Mit Blick auf mögliche weitere Flüchtlingsproteste sagte der Minister, dass "normale" Demonstrationen selbstverständlich respektiert werden würden. "Da gibt es klare Regeln." Ob die Behörden einem neuerlichen Hungerstreik noch einmal solange zusehen würden, könne er nicht sogleich beantworten. Einer der Asylbewerber sagte dem epd am Sonntag, die Räumung ein "Gewaltakt" gewesen. Die Flüchtlinge wollten ihre Proteste fortsetzen, die Entscheidung über die Art und Weise sei aber noch offen.
Vermittlungsversuche zuvor gescheitert
Herrmann und Ude warfen dem Sprecher der Flüchtlinge ferner vor, er habe gar nicht verhandeln wollen, sondern immer nur die sofortige Anerkennung aller campierenden Asylbewerber als politisch Verfolgte nach Artikel 16a des Grundgesetzes als einzige und maximale Forderung gestellt. Vor der Räumung des Flüchtlingscamps waren am Samstagabend Verhandlungen zwischen den Flüchtlingen und dem früheren SPD-Politiker Hans-Jochen Vogel sowie Alois Glück (CSU), dem Präsidenten des Zentralrates der deutschen Katholiken, gescheitert.
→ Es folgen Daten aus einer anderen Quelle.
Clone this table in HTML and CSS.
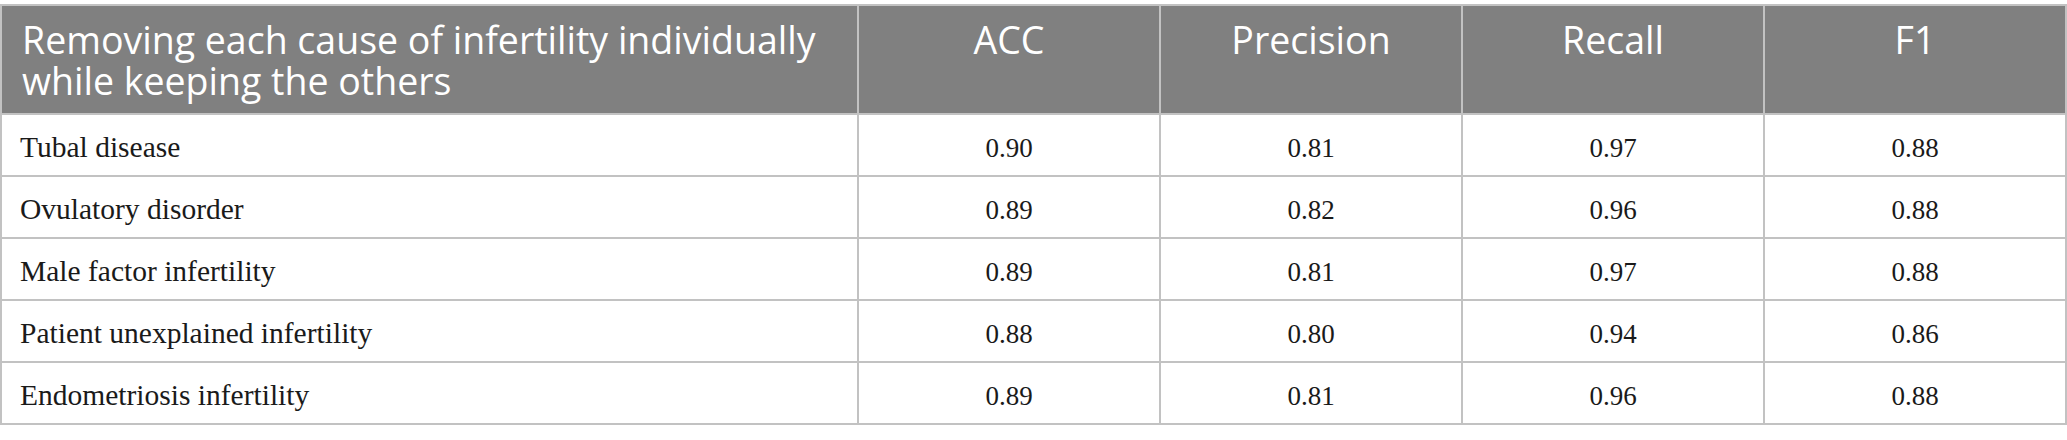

Das Bundesamt für Migration und Flüchtlinge in Nürnberg hatte nach Mitteilung seines Präsidenten Manfred Schmidt angeboten, die Einzelfälle der Asylbewerber binnen zweier Wochen zu prüfen. Obwohl dieses Angebot vom Flüchtlingssprecher abgelehnt worden sei, sollen die Verfahren in dieser Zeit erfolgen. Wie Schmidt erläuterte, sei die Gewährung von politischen Asyl nach dem Grundgesetz an enge rechtliche Voraussetzungen geknüpft.
Bischof: Nicht zur Tagesordnung übergehen
Der bayerische evangelische Landesbischof Heinrich Bedford-Strohm mahnte eine menschenwürdige Unterbringung und ein faires Asylverfahren an. Er warnte in einer Predigt im mittelfränkischen Rummelsberg davor, nach der Räumung des Flüchtlingscamps wieder "zur Tagesordnung überzugehen". "Die Verzweiflung von Menschen, für die die Umstände so unerträglich sind, dass sie ihr Leben riskieren, kann uns nicht unberührt lassen", sagte Bedford-Strohm. Auch die Kirchen würden mithelfen, Unterbringungsmöglichkeiten für Asylsuchende zu finden. Ein "christliches Land, das diesen Namen verdient" müsse alles tun, um bedrängten Menschen Zuflucht zu geben.